On the mechanism and energetics of electrochemical alloy formation between mercury and platinum for mercury removal from aqueous solutions

Journal article, 2024

Mercury pollution is an acute global concern threatening the health of humans and wildlife. Thus, there is a need for new and improved techniques to reduce emissions and remove toxic mercury from aqueous environments. Electrochemical alloy formation, specifically between mercury ions in aqueous solution and a platinum electrode, emerges as a promising solution. Through analysis of reaction mechanisms and energetics related to the formation and dissolution of the PtHg4 alloy, this study aims to deepen our understanding of the underlying processes of effective electrochemical mercury removal. Potentiodynamic measurements indicate rapid alloy formation at a clean platinum surface, proceeding with only trace amounts of metallic mercury on the surface. However, once the electrode surface has sufficient mercury coverage with an alloy thickness of around 1.5 nm, clear evidence of metallic mercury on the surface is observed.
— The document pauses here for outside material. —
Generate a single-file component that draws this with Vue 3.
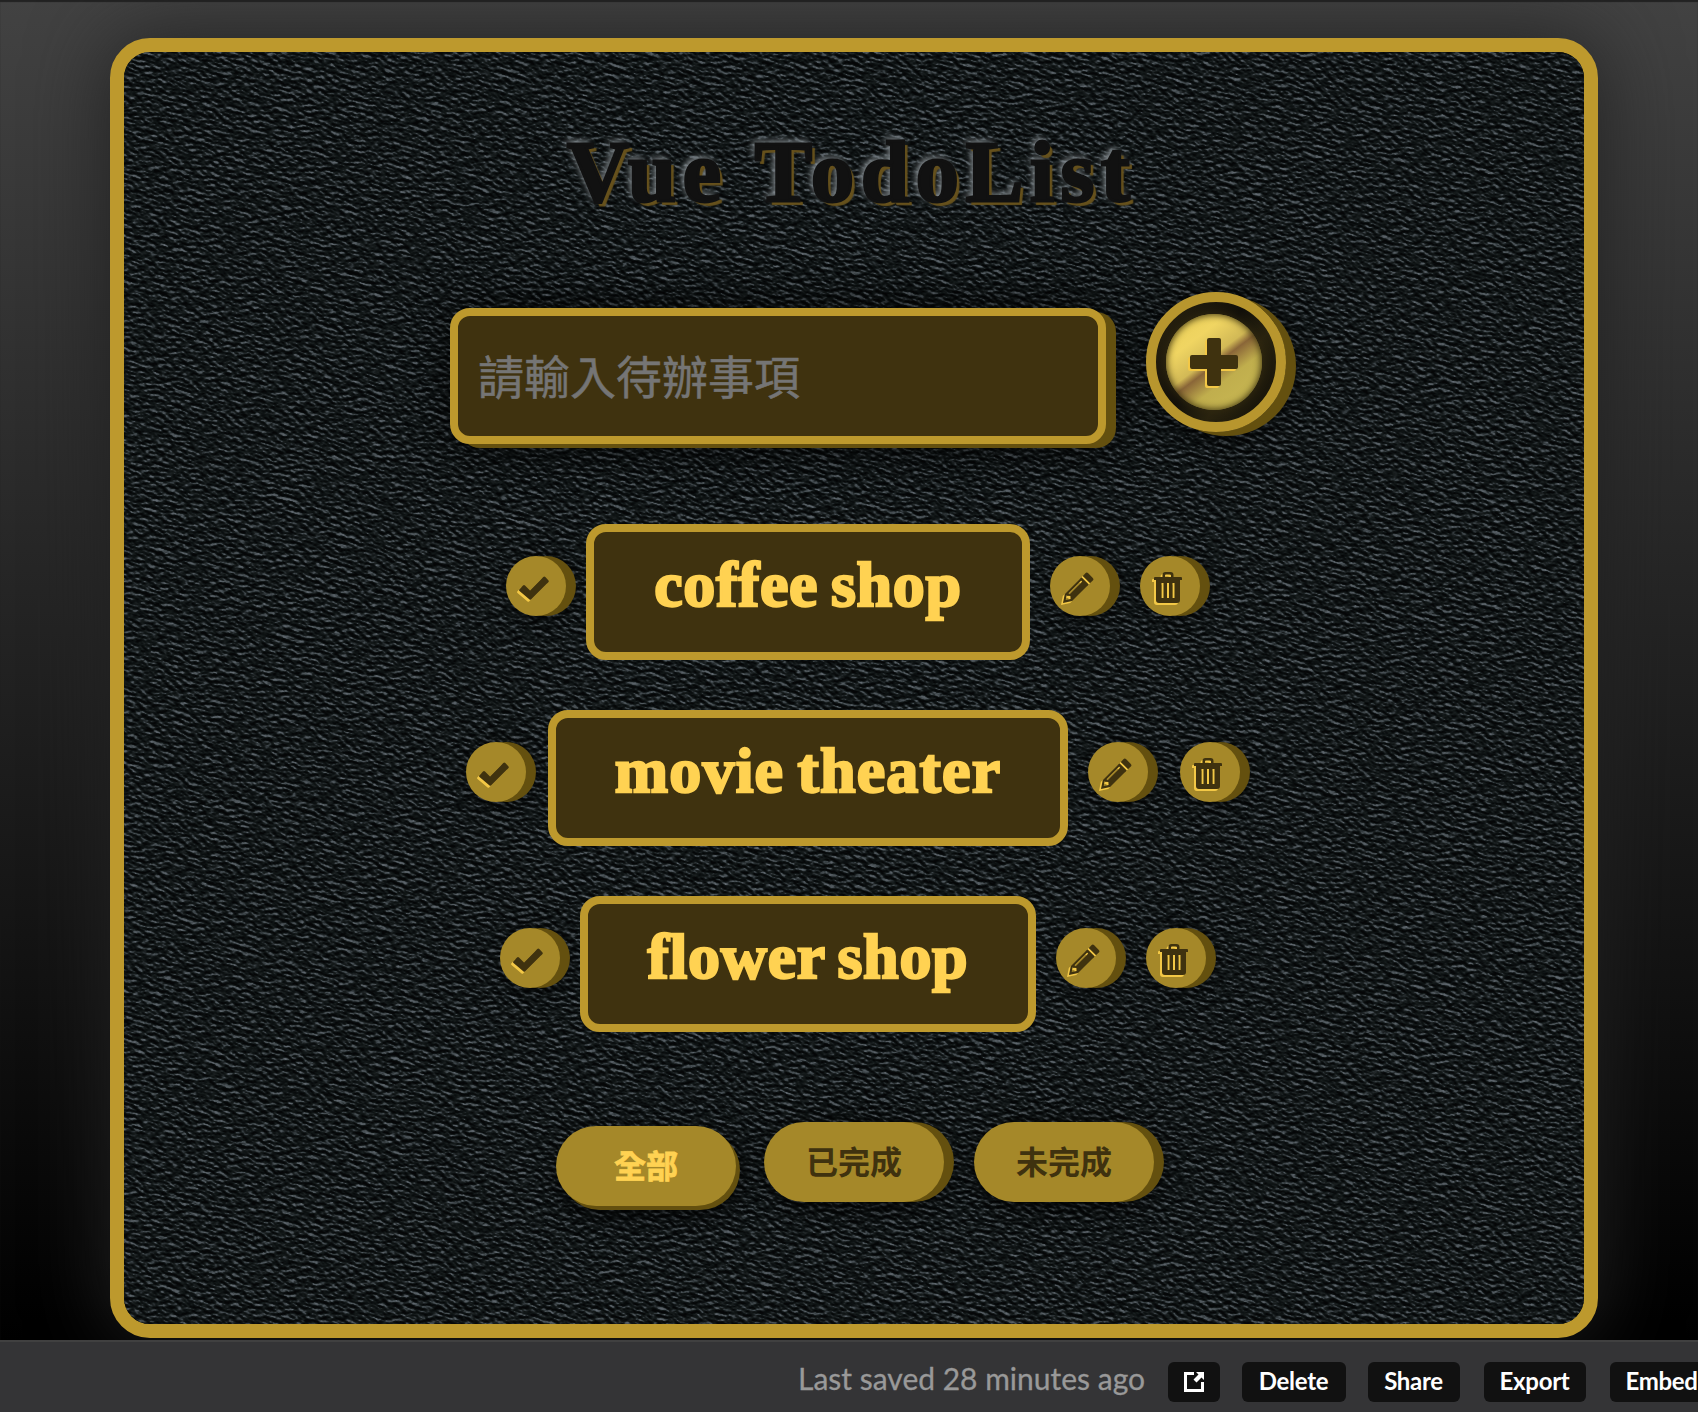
<script setup>
const todos = [
  { text: 'coffee shop', width: 444, spacing: 0.7, spread: 0 },
  { text: 'movie theater', width: 520, spacing: 1.2, spread: 2 },
  { text: 'flower shop', width: 456, spacing: 0.7, spread: 0 }
]
const filters = [
  { label: '全部', active: true },
  { label: '已完成', active: false },
  { label: '未完成', active: false }
]
const actions = ['Delete', 'Share', 'Export', 'Embed']
</script>

<template>
  <div class="page">
    <main class="stage">
      <section class="panel">
        <div class="leather" aria-hidden="true">
          <svg>
            <filter id="grain" x="0" y="0" width="100%" height="100%" color-interpolation-filters="sRGB">
              <feTurbulence type="fractalNoise" baseFrequency="0.15 0.28" numOctaves="4" seed="8" result="n" />
              <feDiffuseLighting in="n" surfaceScale="3" diffuseConstant="1" lighting-color="#fff" result="l">
                <feDistantLight azimuth="262" elevation="28" />
              </feDiffuseLighting>
              <feComponentTransfer>
                <feFuncR type="table" tableValues="0.02 0.03 0.04 0.05 0.06 0.08 0.1 0.15 0.23 0.31 0.4" />
                <feFuncG type="table" tableValues="0.025 0.04 0.055 0.067 0.08 0.1 0.12 0.175 0.26 0.34 0.43" />
                <feFuncB type="table" tableValues="0.03 0.042 0.06 0.07 0.082 0.102 0.125 0.185 0.275 0.36 0.46" />
              </feComponentTransfer>
            </filter>
            <rect width="100%" height="100%" filter="url(#grain)" />
          </svg>
        </div>

        <h1>Vue TodoList</h1>

        <form class="entry" @submit.prevent>
          <input type="text" placeholder="請輸入待辦事項" />
          <button class="add" type="button" aria-label="add">
            <span class="disc">
              <svg viewBox="0 0 48 48" width="48" height="48">
                <path d="M19 0h10a2 2 0 0 1 2 2v15h15a2 2 0 0 1 2 2v10a2 2 0 0 1-2 2H31v15a2 2 0 0 1-2 2H19a2 2 0 0 1-2-2V31H2a2 2 0 0 1-2-2V19a2 2 0 0 1 2-2h15V2a2 2 0 0 1 2-2z" />
              </svg>
            </span>
          </button>
        </form>

        <ul class="list">
          <li v-for="todo in todos" :key="todo.text">
            <button class="round" aria-label="done" :style="{ marginRight: todo.spread + 'px' }">
              <svg viewBox="0 0 32 32" width="32" height="32">
                <path d="M1.500 17.200 5 13.600q1-1 2 0l5 5L25.300 5q1-1 2 0l3 3.200q1 1 0 2L13.300 27.300q-1 1-2 0L1.500 19q-1-1 0-1.800z" />
              </svg>
            </button>
            <div class="item" :style="{ width: todo.width + 'px', letterSpacing: todo.spacing + 'px' }">{{ todo.text }}</div>
            <button class="round edit" aria-label="edit">
              <svg viewBox="0 0 32 32" width="32" height="32">
                <path fill-rule="evenodd" d="M23.400 1.300q1.400-1.400 2.800 0l4.600 4.600q1.300 1.300 0 2.700l-2.700 2.700-7.400-7.300zM19.500 5.200l7.300 7.300L10.200 29 1 31l1.800-9.100zM4.600 23.300l-.9 4.800 4.900-1-.2-3.100-3.100-.3zM19.300 8.500 6.500 21.200l1 1L20.300 9.500z" />
              </svg>
            </button>
            <button class="round last" aria-label="delete" :style="{ marginLeft: 10 + todo.spread + 'px' }">
              <svg viewBox="0 0 32 32" width="32" height="32">
                <path fill-rule="evenodd" d="M10.500 5V3q0-3 3-3h5q3 0 3 3v2H29q1 0 1 1v2h-2v20q0 3-3 3H7q-3 0-3-3V8H2V6q0-1 1-1zm2.500 0h6V3.500q0-1-1-1h-4q-1 0-1 1zM9.500 11v15h2V11zm5.500 0v15h2V11zm5.500 0v15h2V11z" />
              </svg>
            </button>
          </li>
        </ul>

        <nav class="filters">
          <button v-for="f in filters" :key="f.label" :class="{ active: f.active }">{{ f.label }}</button>
        </nav>
      </section>
    </main>

    <footer>
      <span class="saved">Last saved 28 minutes ago</span>
      <button class="popout" aria-label="open">
        <svg viewBox="0 0 20 20" width="20" height="20">
          <path d="M10 1.500H1.500v17h17V10" fill="none" stroke="#fff" stroke-width="3" />
          <path d="M12 0h8v8l-2.500-2.500-5 5-3-3 5-5z" fill="#fff" />
        </svg>
      </button>
      <button v-for="a in actions" :key="a" :class="a.toLowerCase()">{{ a }}</button>
    </footer>
  </div>
</template>

<style>
body {
  margin: 0;
  overflow: hidden;
  background: #343436;
}
</style>

<style scoped>
* {
  box-sizing: border-box;
}
button {
  border: 0;
  padding: 0;
  flex: none;
}
svg {
  display: block;
}
.page {
  width: 1698px;
  height: 1412px;
  overflow: hidden;
  display: flex;
  flex-direction: column;
}
.stage {
  height: 1340px;
  flex: none;
  padding: 38px 100px 0 110px;
  overflow: hidden;
  background: linear-gradient(#424242, #000);
  box-shadow: inset 0 2px 1px #222;
}
.panel {
  position: relative;
  height: 1300px;
  border: 14px solid #bd992d;
  border-radius: 40px;
  background: #0d1213;
  box-shadow: 0 0 80px #222;
  display: flex;
  flex-direction: column;
}
.leather {
  position: absolute;
  inset: 0;
  border-radius: 26px;
  overflow: hidden;
}
.leather svg {
  width: 2000px;
  height: 2000px;
  margin: -364px 0 0 -270px;
  transform: rotate(17deg);
}
h1,
.entry,
.list,
.filters {
  position: relative;
}
h1 {
  margin: 71px 0 0 443px;
  height: 104px;
  font: bold 86px/99px "Liberation Serif", serif;
  letter-spacing: 6.9px;
  white-space: nowrap;
  color: #111;
  -webkit-text-stroke: 3px #111;
  text-shadow: 4px 3.500px 1px #66511c, -3px -3px 6px #8d9498;
}
.entry {
  display: flex;
  align-items: flex-start;
  margin: 65px 0 0 326px;
}
input {
  width: 656px;
  height: 136px;
  margin: 16px 40px 0 0;
  padding: 0 20px 5px;
  border: 8px solid #bd992d;
  border-radius: 20px;
  outline: 0;
  background: #3f320f;
  font: 46px "Noto Sans CJK TC", sans-serif;
  box-shadow: 10px 4px 0 #64500f, 4px 2px 40px rgba(0, 0, 0, 0.9);
}
input::placeholder {
  color: #757575;
  -webkit-text-stroke: 0.5px #757575;
  opacity: 1;
}
.add {
  width: 140px;
  height: 140px;
  padding: 10px;
  border: 10px solid #b8962e;
  border-radius: 50%;
  background: linear-gradient(125deg, #2c2410, #12100a 45%, #29230f 65%, #100e08);
  box-shadow: 10px 4px 0 #64500f, 4px 4px 30px rgba(0, 0, 0, 0.9);
}
.disc {
  display: flex;
  align-items: center;
  justify-content: center;
  width: 96px;
  height: 96px;
  border-radius: 50%;
  background: linear-gradient(143deg, #e8cd55 0%, #f0d562 28%, #d2b956 46%, #8a6638 52%, #c0ae4d 66%, #cbbb55 100%);
  box-shadow: inset 0 0 7px 1px #433812, 0 0 10px #352c10;
}
.disc svg {
  margin-top: -1px;
}
.disc svg,
.round svg {
  fill: #3f320f;
  overflow: visible;
  filter: drop-shadow(-2px 2px 0 #f3c846);
}
.list {
  list-style: none;
  margin: 80px 0 0;
  padding: 0 2px 0 0;
  display: flex;
  flex-direction: column;
  gap: 50px;
}
.list li {
  display: flex;
  align-items: flex-start;
  justify-content: center;
  gap: 20px;
  height: 136px;
}
.item {
  height: 136px;
  flex: none;
  border: 8px solid #bd992d;
  border-radius: 20px;
  background: #3f320f;
  color: #ffd252;
  -webkit-text-stroke: 2.4px #ffd252;
  font: bold 64px/105px "Liberation Serif", serif;
  word-spacing: -4px;
  text-align: center;
  white-space: nowrap;
}
.round {
  display: flex;
  align-items: center;
  width: 60px;
  height: 60px;
  margin-top: 32px;
  padding: 3px 0 0 12px;
  border-radius: 50%;
  background: #a58829;
  box-shadow: 10px 0 0 #64500f, 5px 2px 20px rgba(0, 0, 0, 0.8);
}
.filters {
  display: flex;
  gap: 30px;
  margin: 90px 0 0 428px;
}
.filters button {
  width: 180px;
  height: 80px;
  padding-bottom: 4px;
  border-radius: 40px;
  background: #a58829;
  color: #3f320f;
  font: bold 32px "Noto Sans CJK TC", sans-serif;
  box-shadow: 10px 0 0 #64500f, 4px 4px 24px rgba(0, 0, 0, 0.9);
}
.filters .active {
  margin-right: 2px;
  transform: translate(4px, 4px);
  color: #ffd252;
  -webkit-text-stroke: 0.8px #ffd252;
  box-shadow: 4px 4px 0 #64500f, 4px 8px 24px rgba(0, 0, 0, 0.9);
}
footer {
  height: 72px;
  flex: none;
  border-top: 2px solid #404040;
  background: #343436;
  display: flex;
  padding: 20px 0 0 798px;
  font-family: Lato, sans-serif;
}
.saved {
  width: 370px;
  flex: none;
  font-size: 30px;
  line-height: 36px;
  margin-top: -2px;
  color: #999;
  -webkit-text-stroke: 0.3px #999;
  white-space: nowrap;
}
footer button {
  height: 40px;
  padding: 0 1px 2px 0;
  border-radius: 6px;
  background: #111;
  color: #fff;
  font: bold 24px/36px Lato, sans-serif;
  letter-spacing: -0.3px;
}
footer .popout {
  width: 52px;
  padding: 0 16px;
}
.delete {
  width: 104px;
  margin-left: 22px;
}
.share {
  width: 92px;
  margin-left: 22px;
}
.export {
  width: 102px;
  margin-left: 24px;
}
.embed {
  width: 104px;
  margin-left: 24px;
}
</style>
Furthermore, the amount of absorbed mercury on the cathode increases linearly in time. The onset potential for the alloy formation is experimentally determined using electrochemical quartz crystal microbalance with dissipation monitoring to be approximately 0.64 V vs. SHE, and the alloy dissolution (oxidation) onset potential is found to be approximately 0.98 V vs. SHE, at a mercury ion concentration of 10 mg/L. Density functional theory calculations are used to provide a theoretical value for the reversible potential from a thermodynamics perspective, yielding a value of 0.78 V vs. SHE at a mercury ion concentration of 10 mg/L. This value is in excellent agreement with the experimental results, suggesting an overpotential of about 0.14 and 0.20 V for the alloy formation and oxidation, respectively. These findings provide important information on the reaction mechanisms and overpotentials of the PtHg4 alloy formation and dissolution, which are key factors for development of large-scale mercury removal based on this technique, as well as fundamental understanding of the electrochemical alloy formation between mercury ions and platinum.